I don’t understand this Management question and need help to study.
Grandview Clinic has fixed costs of $2 million and an average variable cost rate of $15 per visit. Its sole payer, an HMO, has proposed an annual capitation payment of $150 for each of its 20,000 members. Past experience indicates the population served will average two visits per year.
a. Construct the base case projected P&L statement on the contract.
b. Sketch two CVP analysis graphs for the clinic—one with number of visits on the x -axis and one with number of members on the x -axis.
c. What is the clinic’s contribution margin on the contract?
d. What profit gain can be realized if the clinic can lower per member utilization to 1.8 visits?
2. Charity Hospital, a not-for -profit, has a maximum capacity of 15,000 discharges per year. Variable patient service costs are $495 per discharge. Variable general and administrative costs are $5 per discharge. Fixed hospital overhead costs are $4,000,000 per year. The current reimbursement rate is $1,000 per discharge.
a. What is Charity’s breakeven volume in number of discharges?
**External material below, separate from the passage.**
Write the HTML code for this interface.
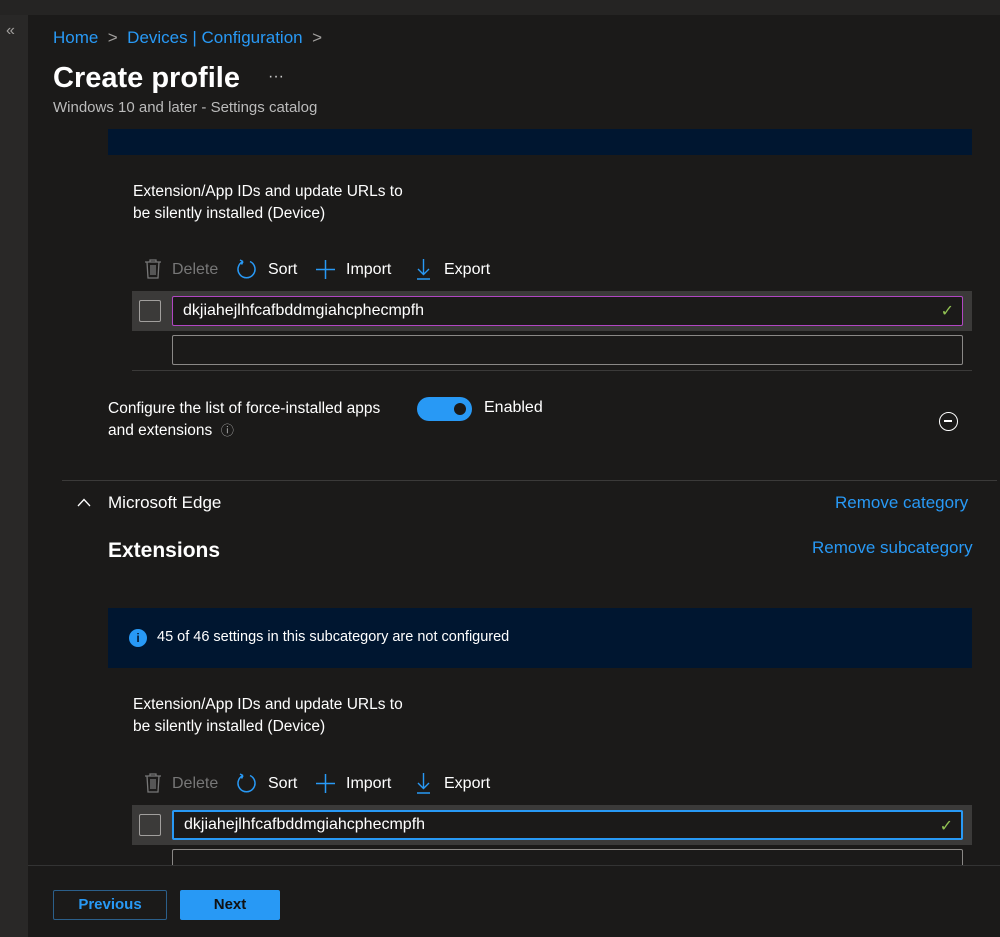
<!DOCTYPE html>
<html><head><style>
*{box-sizing:border-box;margin:0;padding:0}
body{width:1000px;height:937px;background:#1b1a19;font-family:"Liberation Sans",sans-serif;color:#fff;position:relative;overflow:hidden}
.a{position:absolute}
.blue{color:#2899f5}
.t{font-size:15.5px}
.info{background:#001630}
.inp{border:1px solid #8a8886;border-radius:2px;background:#1b1a19}
.cb{width:22px;height:22px;border:1px solid #a19f9d;border-radius:2px}
.tl{font-size:16px;line-height:20px}
</style></head><body>
<div class="a" style="left:0;top:0;width:1000px;height:15px;background:#252423"></div>
<div class="a" style="left:0;top:15px;width:28px;height:922px;background:#292827"></div>
<div class="a" style="left:6px;top:22px;color:#a19f9d;font-size:16px">«</div>
<div class="a blue" style="left:53px;top:28px;font-size:17px">Home <span style="color:#a19f9d">&nbsp;&gt;&nbsp;</span> Devices | Configuration <span style="color:#a19f9d">&nbsp;&gt;</span></div>
<div class="a" style="left:53px;top:62px;font-size:29px;font-weight:bold">Create profile</div>
<div class="a" style="left:268px;top:68px;font-size:16px;color:#ccc">···</div>
<div class="a" style="left:53px;top:99px;font-size:15px;color:#bbb">Windows 10 and later - Settings catalog</div>

<div class="a" style="left:28px;top:129px;width:972px;height:736px;overflow:hidden">
 <div class="a info" style="left:80px;top:-10px;width:864px;height:36px"></div>
 <div class="a t" style="left:105px;top:52px;line-height:22px">Extension/App IDs and update URLs to<br>be silently installed (Device)</div>
 <!-- toolbar 1 -->
 <svg class="a" style="left:116px;top:130px" width="18" height="20" viewBox="0 0 18 20" fill="none" stroke="#777" stroke-width="1.3"><path d="M1 3h16M6 3V1h6v2M3 3l1 16h10l1-16M7 6v10M9 6v10M11 6v10"/></svg>
 <div class="a tl" style="left:144px;top:131px;color:#777">Delete</div>
 <svg class="a" style="left:208px;top:130px" width="21" height="21" viewBox="0 0 21 21" fill="none" stroke="#2899f5" stroke-width="1.5"><path d="M7 2.5A8.5 8.5 0 1 0 14 2.5M7 2.5L4 1M7 2.5L5.5 5.5"/></svg>
 <div class="a tl" style="left:240px;top:131px">Sort</div>
 <svg class="a" style="left:288px;top:131px" width="19" height="19" viewBox="0 0 19 19" stroke="#2899f5" stroke-width="1.5"><path d="M9.5 0v19M0 9.5h19"/></svg>
 <div class="a tl" style="left:318px;top:131px">Import</div>
 <svg class="a" style="left:388px;top:130px" width="15" height="21" viewBox="0 0 15 21" fill="none" stroke="#2899f5" stroke-width="1.4"><path d="M7.5 0v15M2 10l5.5 5.5L13 10M1 20h13"/></svg>
 <div class="a tl" style="left:416px;top:131px">Export</div>
 <div class="a" style="left:104px;top:162px;width:840px;height:40px;background:#3b3a39"></div>
 <div class="a cb" style="left:111px;top:171px"></div>
 <div class="a inp" style="left:144px;top:167px;width:791px;height:30px;border-color:#b146c2;padding:5px 10px;font-size:16px">dkjiahejlhfcafbddmgiahcphecmpfh<span class="a" style="right:8px;top:4px;color:#92c353">✓</span></div>
 <div class="a inp" style="left:144px;top:206px;width:791px;height:30px"></div>
 <div class="a" style="left:104px;top:241px;width:840px;height:1px;background:#3b3a39"></div>
 <div class="a t" style="left:80px;top:269px;line-height:22px">Configure the list of force-installed apps<br>and extensions &nbsp;<span style="color:#aaa;font-size:13px">ⓘ</span></div>
 <div class="a" style="left:389px;top:268px;width:55px;height:24px;border-radius:12px;background:#2899f5"><div class="a" style="right:6px;top:6px;width:12px;height:12px;border-radius:6px;background:#1b1a19"></div></div>
 <div class="a" style="left:456px;top:270px;font-size:16px">Enabled</div>
 <div class="a" style="left:911px;top:283px;width:19px;height:19px;border:1.5px solid #fff;border-radius:50%"><div class="a" style="left:4px;top:7px;width:8px;height:1.5px;background:#fff"></div></div>
 <div class="a" style="left:34px;top:351px;width:935px;height:1px;background:#3b3a39"></div>
 <svg class="a" style="left:49px;top:369px" width="14" height="9" viewBox="0 0 14 9" fill="none" stroke="#fff" stroke-width="1.3"><path d="M1 8L7 1.5 13 8"/></svg>
 <div class="a" style="left:80px;top:364px;font-size:17px">Microsoft Edge</div>
 <div class="a blue" style="left:807px;top:364px;font-size:17px">Remove category</div>
 <div class="a" style="left:80px;top:410px;font-size:21px;font-weight:bold">Extensions</div>
 <div class="a blue" style="left:784px;top:409px;font-size:17px">Remove subcategory</div>
 <div class="a info" style="left:80px;top:479px;width:864px;height:60px"></div>
 <div class="a" style="left:101px;top:500px;width:18px;height:18px;border-radius:9px;background:#2899f5;color:#001630;font-size:12px;font-weight:bold;text-align:center;line-height:18px">i</div>
 <div class="a" style="left:129px;top:500px;font-size:14.5px">45 of 46 settings in this subcategory are not configured</div>
 <div class="a t" style="left:105px;top:565px;line-height:22px">Extension/App IDs and update URLs to<br>be silently installed (Device)</div>
 <!-- toolbar 2 -->
 <svg class="a" style="left:116px;top:644px" width="18" height="20" viewBox="0 0 18 20" fill="none" stroke="#777" stroke-width="1.3"><path d="M1 3h16M6 3V1h6v2M3 3l1 16h10l1-16M7 6v10M9 6v10M11 6v10"/></svg>
 <div class="a tl" style="left:144px;top:645px;color:#777">Delete</div>
 <svg class="a" style="left:208px;top:644px" width="21" height="21" viewBox="0 0 21 21" fill="none" stroke="#2899f5" stroke-width="1.5"><path d="M7 2.5A8.5 8.5 0 1 0 14 2.5M7 2.5L4 1M7 2.5L5.5 5.5"/></svg>
 <div class="a tl" style="left:240px;top:645px">Sort</div>
 <svg class="a" style="left:288px;top:645px" width="19" height="19" viewBox="0 0 19 19" stroke="#2899f5" stroke-width="1.5"><path d="M9.5 0v19M0 9.5h19"/></svg>
 <div class="a tl" style="left:318px;top:645px">Import</div>
 <svg class="a" style="left:388px;top:644px" width="15" height="21" viewBox="0 0 15 21" fill="none" stroke="#2899f5" stroke-width="1.4"><path d="M7.5 0v15M2 10l5.5 5.5L13 10M1 20h13"/></svg>
 <div class="a tl" style="left:416px;top:645px">Export</div>
 <div class="a" style="left:104px;top:676px;width:840px;height:40px;background:#3b3a39"></div>
 <div class="a cb" style="left:111px;top:685px"></div>
 <div class="a inp" style="left:144px;top:681px;width:791px;height:30px;border:2px solid #2899f5;padding:4px 10px;font-size:16px">dkjiahejlhfcafbddmgiahcphecmpfh<span class="a" style="right:8px;top:4px;color:#92c353">✓</span></div>
 <div class="a inp" style="left:144px;top:720px;width:791px;height:30px"></div>
</div>
<div class="a" style="left:28px;top:865px;width:972px;height:1px;background:#333"></div>
<div class="a blue" style="left:53px;top:890px;width:114px;height:30px;border:1px solid #2b5f8a;border-radius:2px;text-align:center;line-height:28px;font-size:15px;font-weight:bold">Previous</div>
<div class="a" style="left:180px;top:890px;width:100px;height:30px;background:#2899f5;border-radius:2px;text-align:center;line-height:30px;font-size:15px;font-weight:bold;color:#111">Next</div>
</body></html>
b. Now assume Charity’s total discharges for 2014 totaled 10,000. In late 2014, a specialty cardiac hospital opened near Charity, so that discharges in 2015 will reach only 8,500. Management is planning to cut fixed costs so that the total for 2015 will be $1,000,000 less than in 2014. Management is also considering reducing variable staffing costs in order to earn a target profit that will be the same dollar amount as the profit earned in 2014. Charity has already had 4,000 discharges in 2015 at a reimbursement rate of $1,000 per discharge with variable costs unchanged. What contribution margin per unit is needed on the remaining 4,500 discharges in order to reach the target profit?